El rodaje tuvo complicaciones que determinaron la estética del film. Los estudios Cinecittà estaban prácticamente desmantelados por la guerra y Rossellini decidió salir con su cámara a la calle y mezclar actores profesionales con gente común, a la que elegía por sus rostros. La película virgen escaseaba y se utilizó material vencido y colas de negativos, que le aportaron a la fotografía ese aspecto rugoso, de crónica, casi de noticiero. (Estas peripecias fueron luego cristalizadas en una novela de Ugo Pirro, Celuloide, adaptada al cine en 1996 por Carlo Lizzani.)
Pero junto a esos fuertes movimientos hacia el realismo más crudo que –salvo Ossessione (1943), la precursora ópera prima de Luchino Visconti– parecían impensables en el cine peninsular de la época, también hay que reconocer que el film, en una tensión no resuelta, recurre por momentos a la estilización expresionista de los villanos nazis, a la música sentimental de Renato Rossellini (hermano del director) y a la retórica del melodrama, consustancial a las artes representativas de la cultura italiana.
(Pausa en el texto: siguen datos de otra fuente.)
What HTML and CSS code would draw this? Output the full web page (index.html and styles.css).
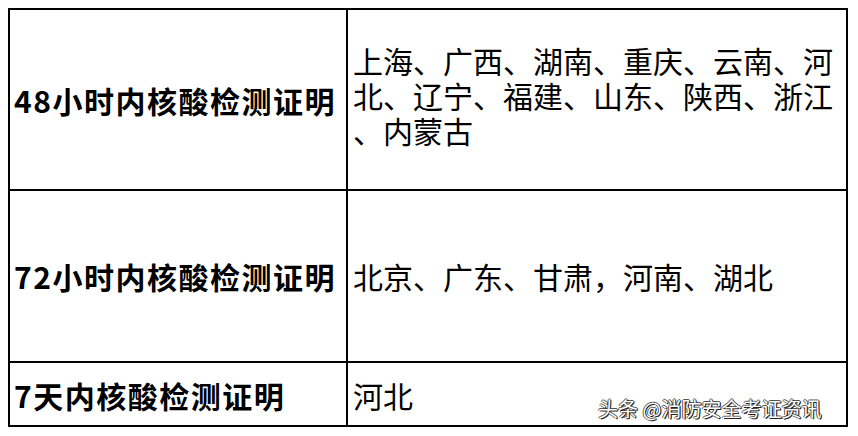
FILE: index.html
```html
<!DOCTYPE html>
<html lang="zh">
<head>
<meta charset="utf-8">
<link rel="stylesheet" href="styles.css">
</head>
<body>
<div class="page">
  <table class="cert">
    <tr class="row-a">
      <td class="label">48小时内核酸检测证明</td>
      <td class="regions">上海、广西、湖南、重庆、云南、河北、辽宁、福建、山东、陕西、浙江、内蒙古</td>
    </tr>
    <tr class="row-b">
      <td class="label">72小时内核酸检测证明</td>
      <td class="regions">北京、广东、甘肃，河南、湖北</td>
    </tr>
    <tr class="row-c">
      <td class="label">7天内核酸检测证明</td>
      <td class="regions">河北</td>
    </tr>
  </table>
  <div class="watermark">头条 @消防安全考证资讯</div>
</div>
</body>
</html>
```

FILE: styles.css
```css
html, body {
  margin: 0;
  padding: 0;
  background: #fff;
}
body {
  width: 858px;
  height: 436px;
  overflow: hidden;
}
.page {
  position: relative;
  padding: 8px 0 0 8px;
  width: 858px;
  height: 436px;
  box-sizing: border-box;
}
.cert {
  border-collapse: collapse;
  width: 840px;
  table-layout: fixed;
  font-family: "Noto Sans CJK SC", "Noto Sans", sans-serif;
  color: #000;
}
.cert td {
  border: 2px solid #000;
  vertical-align: middle;
  padding: 0;
}
.label {
  width: 332px;
  font-size: 30px;
  font-weight: bold;
  letter-spacing: 1.5px;
  padding-left: 4px !important;
  white-space: nowrap;
  line-height: 34px;
}
.regions {
  font-size: 30px;
  line-height: 35px;
  padding: 0 6px 0 5px !important;
  line-break: anywhere;
  word-break: break-all;
}
.row-a { height: 181px; }
.row-b { height: 172px; }
.row-c { height: 64px; }
.row-a .regions { padding-bottom: 8px !important; }
.row-c td { padding-top: 2px !important; }
.watermark {
  position: absolute;
  left: 598px;
  top: 395px;
  font-family: "Noto Sans CJK SC", sans-serif;
  font-size: 20px;
  line-height: 28px;
  color: #fff;
  text-shadow: 1px 1px 0 #222, -1px 0 0 #555, 0 -1px 0 #555, 1px 0 0 #333;
  white-space: nowrap;
}
```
A su vez, en términos ideológicos, el cura y el militante comunista no presentan ninguna contradicción. Por el contrario, forman parte de una causa común, como sugiere el final, en el que se destaca la silueta de la basílica de San Pedro, en el Vaticano. Como señaló el crítico Angel Quintana, “la imagen final de Roma, ciudad abierta refleja el idea de la reconstrucción: los niños, sin padres, deben levantar los cimientos de la nueva Italia”. A estas paradojas se debe sumar la menos conocida: que Rossellini, cineasta-faro del neorrealismo y autor de la primera película importante de la Liberación, se había formado como director en la industria mussoliniana y no era un teórico intelectual ni provenía de una tradición literaria como la mayoría de los opositores al régimen.
Roma, ciudad abierta tiene un valor agregado, que le aporta gran parte de su fuerza emotiva: Anna Magnani. Aunque su personaje –la legendaria Pina, esa viuda con un hijo monaguillo y embarazada fuera de la ley del matrimonio de su relación con un miembro de la resistencia– ocupa menos de la mitad del metraje, es su figura la que domina la película toda. Su trágico final, bajo la metralla nazi, mientras corre detrás de su amado, es uno de los auténticos momentos inolvidables de la historia del cine, de esos que han pasado a formar parte de la memoria colectiva. A partir de allí, la Magnani pasaría a ser el arquetipo de la mujer romana, capaz de darle identidad ella sola a todo el cine italiano.